P/E in Context: A Real-World Example
Suppose you're evaluating two software companies:
- Company A: P/E of 35, growing earnings at 25% per year, no debt, 90% gross margins, $5B in cash
- Company B: P/E of 18, growing earnings at 6% per year, moderate debt load, 55% gross margins
At face value, Company B looks cheaper. But Company A's PEG is 35/25 = 1.4, while Company B's PEG is 18/6 = 3.0. Company A, despite its higher headline P/E, is arguably the better value relative to its growth prospects. The cash position and margins further support a premium valuation.
This is why experienced investors say "the P/E ratio is the beginning of analysis, not the end."

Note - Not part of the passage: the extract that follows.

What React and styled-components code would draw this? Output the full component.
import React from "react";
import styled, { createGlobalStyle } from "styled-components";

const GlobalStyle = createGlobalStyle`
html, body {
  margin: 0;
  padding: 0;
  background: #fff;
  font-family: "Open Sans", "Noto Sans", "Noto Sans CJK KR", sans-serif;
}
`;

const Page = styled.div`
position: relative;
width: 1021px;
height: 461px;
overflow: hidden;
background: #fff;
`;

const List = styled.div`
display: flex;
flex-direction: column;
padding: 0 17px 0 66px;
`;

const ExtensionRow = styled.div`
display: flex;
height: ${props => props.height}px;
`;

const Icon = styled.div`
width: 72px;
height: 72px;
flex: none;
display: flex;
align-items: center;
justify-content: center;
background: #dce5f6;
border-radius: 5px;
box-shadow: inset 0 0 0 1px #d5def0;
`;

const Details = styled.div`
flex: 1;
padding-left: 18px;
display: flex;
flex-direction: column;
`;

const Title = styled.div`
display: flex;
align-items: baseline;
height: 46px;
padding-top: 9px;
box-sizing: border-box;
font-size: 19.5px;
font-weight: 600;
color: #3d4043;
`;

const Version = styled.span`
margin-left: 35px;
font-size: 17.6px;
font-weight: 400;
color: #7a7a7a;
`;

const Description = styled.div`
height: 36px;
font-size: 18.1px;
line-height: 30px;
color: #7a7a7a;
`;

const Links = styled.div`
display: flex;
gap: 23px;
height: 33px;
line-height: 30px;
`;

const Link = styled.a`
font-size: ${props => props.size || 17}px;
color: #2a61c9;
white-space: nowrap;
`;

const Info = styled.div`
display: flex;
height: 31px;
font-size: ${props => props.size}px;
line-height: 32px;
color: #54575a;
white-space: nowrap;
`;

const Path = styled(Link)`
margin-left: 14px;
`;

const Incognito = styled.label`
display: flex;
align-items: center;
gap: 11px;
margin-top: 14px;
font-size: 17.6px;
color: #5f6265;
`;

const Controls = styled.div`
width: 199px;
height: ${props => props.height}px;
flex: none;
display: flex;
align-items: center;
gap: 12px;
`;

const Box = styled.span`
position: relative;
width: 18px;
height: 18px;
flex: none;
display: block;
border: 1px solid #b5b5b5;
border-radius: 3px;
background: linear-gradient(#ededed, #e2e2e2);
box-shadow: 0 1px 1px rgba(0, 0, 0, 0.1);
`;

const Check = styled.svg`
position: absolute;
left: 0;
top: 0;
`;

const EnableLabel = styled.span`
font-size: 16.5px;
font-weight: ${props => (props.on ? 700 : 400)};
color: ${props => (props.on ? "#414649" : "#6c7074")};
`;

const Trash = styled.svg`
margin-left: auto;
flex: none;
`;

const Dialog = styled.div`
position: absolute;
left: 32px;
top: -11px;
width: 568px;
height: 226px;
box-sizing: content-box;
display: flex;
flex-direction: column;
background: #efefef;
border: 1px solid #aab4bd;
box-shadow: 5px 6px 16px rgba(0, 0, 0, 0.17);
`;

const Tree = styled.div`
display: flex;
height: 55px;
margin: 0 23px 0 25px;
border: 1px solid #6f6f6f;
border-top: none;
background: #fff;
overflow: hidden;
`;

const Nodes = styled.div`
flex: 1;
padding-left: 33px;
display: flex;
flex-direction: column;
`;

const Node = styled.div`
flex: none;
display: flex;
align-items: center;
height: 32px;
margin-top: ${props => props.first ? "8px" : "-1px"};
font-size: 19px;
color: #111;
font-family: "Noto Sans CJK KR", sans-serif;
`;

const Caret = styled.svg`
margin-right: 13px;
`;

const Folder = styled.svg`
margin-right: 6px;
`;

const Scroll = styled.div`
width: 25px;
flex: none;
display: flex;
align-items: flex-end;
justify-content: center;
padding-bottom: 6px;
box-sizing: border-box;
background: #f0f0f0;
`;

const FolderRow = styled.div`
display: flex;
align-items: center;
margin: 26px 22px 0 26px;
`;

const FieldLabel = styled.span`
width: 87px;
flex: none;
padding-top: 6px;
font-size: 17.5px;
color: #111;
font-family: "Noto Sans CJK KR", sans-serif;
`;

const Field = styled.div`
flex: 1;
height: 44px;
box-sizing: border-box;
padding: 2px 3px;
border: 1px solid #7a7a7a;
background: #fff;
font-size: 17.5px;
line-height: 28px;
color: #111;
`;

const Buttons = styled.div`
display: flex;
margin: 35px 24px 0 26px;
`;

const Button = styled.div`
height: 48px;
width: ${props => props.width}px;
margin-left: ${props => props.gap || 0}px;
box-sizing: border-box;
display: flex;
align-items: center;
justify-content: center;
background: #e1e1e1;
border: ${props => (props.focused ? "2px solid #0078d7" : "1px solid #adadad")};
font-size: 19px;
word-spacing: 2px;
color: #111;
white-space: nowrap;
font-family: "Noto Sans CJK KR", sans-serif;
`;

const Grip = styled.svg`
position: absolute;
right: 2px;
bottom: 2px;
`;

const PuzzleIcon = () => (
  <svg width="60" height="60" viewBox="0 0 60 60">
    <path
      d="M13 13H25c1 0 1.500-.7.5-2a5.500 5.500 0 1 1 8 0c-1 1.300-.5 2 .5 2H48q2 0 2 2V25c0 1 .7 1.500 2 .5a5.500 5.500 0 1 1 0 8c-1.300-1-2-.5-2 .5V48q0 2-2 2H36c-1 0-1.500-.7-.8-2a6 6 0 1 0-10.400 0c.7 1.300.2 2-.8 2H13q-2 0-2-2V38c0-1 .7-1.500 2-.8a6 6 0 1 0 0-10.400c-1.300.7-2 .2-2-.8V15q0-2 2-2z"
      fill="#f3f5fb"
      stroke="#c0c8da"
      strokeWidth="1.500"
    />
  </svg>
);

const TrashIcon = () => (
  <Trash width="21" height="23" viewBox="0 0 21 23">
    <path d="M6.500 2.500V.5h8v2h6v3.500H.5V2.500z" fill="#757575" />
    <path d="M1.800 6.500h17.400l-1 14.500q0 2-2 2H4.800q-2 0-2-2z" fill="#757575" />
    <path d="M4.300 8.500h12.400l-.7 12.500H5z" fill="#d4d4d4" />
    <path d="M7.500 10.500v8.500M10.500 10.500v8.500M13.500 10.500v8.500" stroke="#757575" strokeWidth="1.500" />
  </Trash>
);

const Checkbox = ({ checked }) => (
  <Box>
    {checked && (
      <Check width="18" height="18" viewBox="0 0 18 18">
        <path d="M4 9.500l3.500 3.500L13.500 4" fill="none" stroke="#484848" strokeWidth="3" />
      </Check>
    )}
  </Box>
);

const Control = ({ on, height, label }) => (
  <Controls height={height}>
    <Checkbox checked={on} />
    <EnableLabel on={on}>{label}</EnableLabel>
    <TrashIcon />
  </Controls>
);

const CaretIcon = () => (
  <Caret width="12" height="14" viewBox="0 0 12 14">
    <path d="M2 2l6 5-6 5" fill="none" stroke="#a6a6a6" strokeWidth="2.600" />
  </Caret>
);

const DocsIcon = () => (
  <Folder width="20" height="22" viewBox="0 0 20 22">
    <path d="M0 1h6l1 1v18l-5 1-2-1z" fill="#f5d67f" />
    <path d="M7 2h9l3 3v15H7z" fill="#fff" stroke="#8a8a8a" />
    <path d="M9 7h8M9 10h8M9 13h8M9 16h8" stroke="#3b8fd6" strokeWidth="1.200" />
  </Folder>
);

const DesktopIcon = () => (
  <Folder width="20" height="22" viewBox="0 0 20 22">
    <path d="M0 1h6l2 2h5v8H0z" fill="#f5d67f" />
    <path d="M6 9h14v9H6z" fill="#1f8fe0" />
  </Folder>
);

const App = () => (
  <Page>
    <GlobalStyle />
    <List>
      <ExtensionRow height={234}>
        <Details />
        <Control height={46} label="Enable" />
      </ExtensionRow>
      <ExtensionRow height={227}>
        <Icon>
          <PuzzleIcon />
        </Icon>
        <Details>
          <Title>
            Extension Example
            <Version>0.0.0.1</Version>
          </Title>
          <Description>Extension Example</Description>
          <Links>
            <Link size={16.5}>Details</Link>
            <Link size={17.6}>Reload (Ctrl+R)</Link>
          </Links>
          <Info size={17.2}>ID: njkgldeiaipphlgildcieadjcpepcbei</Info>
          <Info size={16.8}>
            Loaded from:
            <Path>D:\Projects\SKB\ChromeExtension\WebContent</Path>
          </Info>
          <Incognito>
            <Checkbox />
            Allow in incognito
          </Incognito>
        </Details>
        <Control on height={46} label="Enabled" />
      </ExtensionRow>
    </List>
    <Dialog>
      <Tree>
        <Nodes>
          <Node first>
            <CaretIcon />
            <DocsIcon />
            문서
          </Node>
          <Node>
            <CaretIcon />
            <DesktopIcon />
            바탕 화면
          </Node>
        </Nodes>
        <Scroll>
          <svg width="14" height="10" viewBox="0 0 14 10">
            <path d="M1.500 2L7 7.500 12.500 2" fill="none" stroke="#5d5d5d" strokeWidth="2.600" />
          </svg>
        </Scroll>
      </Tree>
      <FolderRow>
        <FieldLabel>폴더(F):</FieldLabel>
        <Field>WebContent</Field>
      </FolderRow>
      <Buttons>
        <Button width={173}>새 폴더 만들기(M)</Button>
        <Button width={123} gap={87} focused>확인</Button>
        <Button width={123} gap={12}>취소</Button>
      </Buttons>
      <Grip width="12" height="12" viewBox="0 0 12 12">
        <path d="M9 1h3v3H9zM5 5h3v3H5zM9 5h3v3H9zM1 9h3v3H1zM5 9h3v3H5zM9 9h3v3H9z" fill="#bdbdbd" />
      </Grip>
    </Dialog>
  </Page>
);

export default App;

Summary: What P/E Tells You and What It Doesn't
The P/E ratio is a useful shorthand for how expensive or cheap the market thinks a stock is relative to its current earnings. Used properly — with sector context, growth awareness, and attention to earnings quality — it is a powerful starting point for valuation analysis.
Used simplistically — as a single number to determine "cheap vs expensive" — it is a reliable source of investment mistakes. Always pair it with at least one or two complementary metrics, always understand the sector context, and always ask why a P/E is where it is before drawing any conclusions.